WHAT THIS TASK INVOLVES - Go through the material below, count the lines with the word "screenshot", and reply with the count alone.

GIVEN RECORDS -
** Start **
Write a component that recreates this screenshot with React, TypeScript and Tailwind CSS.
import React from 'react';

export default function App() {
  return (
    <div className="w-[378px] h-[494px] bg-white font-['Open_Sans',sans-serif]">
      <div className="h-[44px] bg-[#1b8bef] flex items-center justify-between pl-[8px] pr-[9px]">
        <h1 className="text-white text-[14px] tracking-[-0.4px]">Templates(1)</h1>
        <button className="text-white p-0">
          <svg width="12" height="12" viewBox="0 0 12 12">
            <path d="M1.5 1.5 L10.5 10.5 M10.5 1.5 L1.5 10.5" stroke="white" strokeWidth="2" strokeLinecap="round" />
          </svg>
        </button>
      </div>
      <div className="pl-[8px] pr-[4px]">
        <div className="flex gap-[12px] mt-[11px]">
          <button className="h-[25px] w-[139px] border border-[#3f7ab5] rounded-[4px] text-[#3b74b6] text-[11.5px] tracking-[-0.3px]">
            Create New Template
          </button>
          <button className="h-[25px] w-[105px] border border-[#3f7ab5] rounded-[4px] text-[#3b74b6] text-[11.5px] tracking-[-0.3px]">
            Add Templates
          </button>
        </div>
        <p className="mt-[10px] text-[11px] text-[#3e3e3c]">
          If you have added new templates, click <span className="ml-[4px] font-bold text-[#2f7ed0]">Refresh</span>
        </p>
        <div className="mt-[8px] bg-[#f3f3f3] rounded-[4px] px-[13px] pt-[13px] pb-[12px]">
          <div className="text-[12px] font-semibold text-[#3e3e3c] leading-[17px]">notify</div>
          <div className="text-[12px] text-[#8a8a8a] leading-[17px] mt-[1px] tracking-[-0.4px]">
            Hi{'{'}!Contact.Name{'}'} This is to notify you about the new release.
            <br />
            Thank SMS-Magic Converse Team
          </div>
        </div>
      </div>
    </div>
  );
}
** End **
** Start **
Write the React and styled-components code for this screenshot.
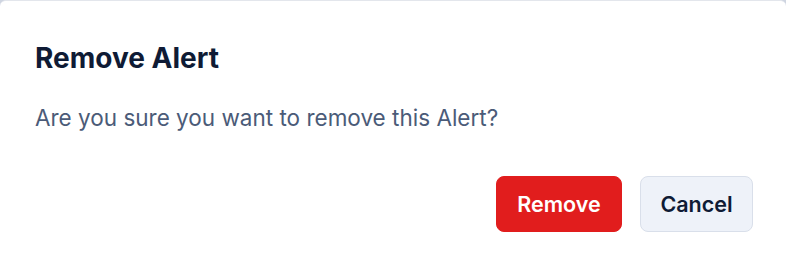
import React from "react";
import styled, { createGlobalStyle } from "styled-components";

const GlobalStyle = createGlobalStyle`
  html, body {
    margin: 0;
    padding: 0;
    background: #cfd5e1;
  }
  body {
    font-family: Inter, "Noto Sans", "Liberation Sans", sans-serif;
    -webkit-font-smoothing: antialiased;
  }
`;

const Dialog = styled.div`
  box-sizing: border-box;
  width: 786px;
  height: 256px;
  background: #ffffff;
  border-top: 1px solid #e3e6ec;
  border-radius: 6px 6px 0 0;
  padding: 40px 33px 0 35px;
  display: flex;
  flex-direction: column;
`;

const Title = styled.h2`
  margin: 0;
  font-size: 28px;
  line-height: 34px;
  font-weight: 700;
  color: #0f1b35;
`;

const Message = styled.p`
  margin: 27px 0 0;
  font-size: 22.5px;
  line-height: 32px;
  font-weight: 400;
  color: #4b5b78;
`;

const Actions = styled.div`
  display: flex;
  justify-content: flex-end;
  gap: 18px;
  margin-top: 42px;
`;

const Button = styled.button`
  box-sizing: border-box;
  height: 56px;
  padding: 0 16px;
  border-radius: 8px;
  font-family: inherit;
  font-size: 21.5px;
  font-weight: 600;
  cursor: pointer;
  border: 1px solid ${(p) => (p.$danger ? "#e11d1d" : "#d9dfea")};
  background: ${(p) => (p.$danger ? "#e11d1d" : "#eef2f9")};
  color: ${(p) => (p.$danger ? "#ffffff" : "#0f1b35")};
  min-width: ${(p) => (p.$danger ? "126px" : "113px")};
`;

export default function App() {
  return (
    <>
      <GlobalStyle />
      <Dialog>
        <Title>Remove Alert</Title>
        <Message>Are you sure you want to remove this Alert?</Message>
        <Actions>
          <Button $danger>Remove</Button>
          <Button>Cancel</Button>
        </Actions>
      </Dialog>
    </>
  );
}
** End **
** Start **
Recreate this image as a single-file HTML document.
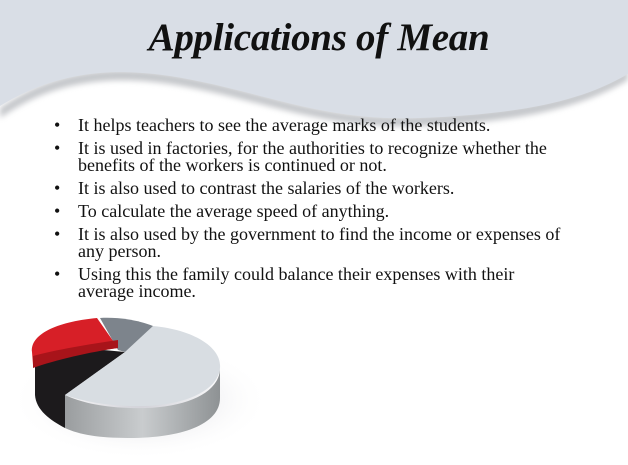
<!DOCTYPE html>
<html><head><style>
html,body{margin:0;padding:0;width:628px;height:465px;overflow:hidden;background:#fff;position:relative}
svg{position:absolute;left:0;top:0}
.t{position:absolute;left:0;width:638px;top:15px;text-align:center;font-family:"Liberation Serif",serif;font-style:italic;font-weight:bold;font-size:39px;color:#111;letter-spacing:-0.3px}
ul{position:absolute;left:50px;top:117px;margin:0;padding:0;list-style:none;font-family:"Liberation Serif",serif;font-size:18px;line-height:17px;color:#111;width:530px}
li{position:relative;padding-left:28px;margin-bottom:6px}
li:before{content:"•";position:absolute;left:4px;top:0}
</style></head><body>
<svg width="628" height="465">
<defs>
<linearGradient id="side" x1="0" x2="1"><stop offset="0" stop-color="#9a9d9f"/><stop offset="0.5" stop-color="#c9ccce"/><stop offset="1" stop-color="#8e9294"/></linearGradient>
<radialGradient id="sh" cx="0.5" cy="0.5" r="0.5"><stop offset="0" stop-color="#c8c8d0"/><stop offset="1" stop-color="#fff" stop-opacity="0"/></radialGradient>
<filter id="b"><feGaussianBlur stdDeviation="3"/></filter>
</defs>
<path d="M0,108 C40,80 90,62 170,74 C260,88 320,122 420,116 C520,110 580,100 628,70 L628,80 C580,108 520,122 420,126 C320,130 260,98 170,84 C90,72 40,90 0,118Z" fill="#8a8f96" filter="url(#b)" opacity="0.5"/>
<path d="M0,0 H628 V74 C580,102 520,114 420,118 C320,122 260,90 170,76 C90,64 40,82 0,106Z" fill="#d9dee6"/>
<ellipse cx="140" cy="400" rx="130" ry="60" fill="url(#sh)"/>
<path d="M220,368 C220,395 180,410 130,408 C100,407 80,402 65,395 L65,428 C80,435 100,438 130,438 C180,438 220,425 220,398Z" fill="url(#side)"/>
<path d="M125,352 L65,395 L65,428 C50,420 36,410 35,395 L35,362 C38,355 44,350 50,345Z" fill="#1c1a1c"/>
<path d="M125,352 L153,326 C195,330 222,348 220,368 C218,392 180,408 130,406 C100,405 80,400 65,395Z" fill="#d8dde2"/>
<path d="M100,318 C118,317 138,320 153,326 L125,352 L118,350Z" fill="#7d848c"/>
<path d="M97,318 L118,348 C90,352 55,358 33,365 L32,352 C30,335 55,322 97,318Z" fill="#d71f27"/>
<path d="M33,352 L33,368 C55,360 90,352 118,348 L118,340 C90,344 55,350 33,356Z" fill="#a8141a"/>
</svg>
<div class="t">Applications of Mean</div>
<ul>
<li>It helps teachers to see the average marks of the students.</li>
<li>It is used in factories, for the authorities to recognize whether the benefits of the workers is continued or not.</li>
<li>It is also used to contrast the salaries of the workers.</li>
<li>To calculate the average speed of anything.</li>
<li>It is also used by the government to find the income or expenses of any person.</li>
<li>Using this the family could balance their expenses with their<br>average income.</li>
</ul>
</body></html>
** End **
THE RESULT - 2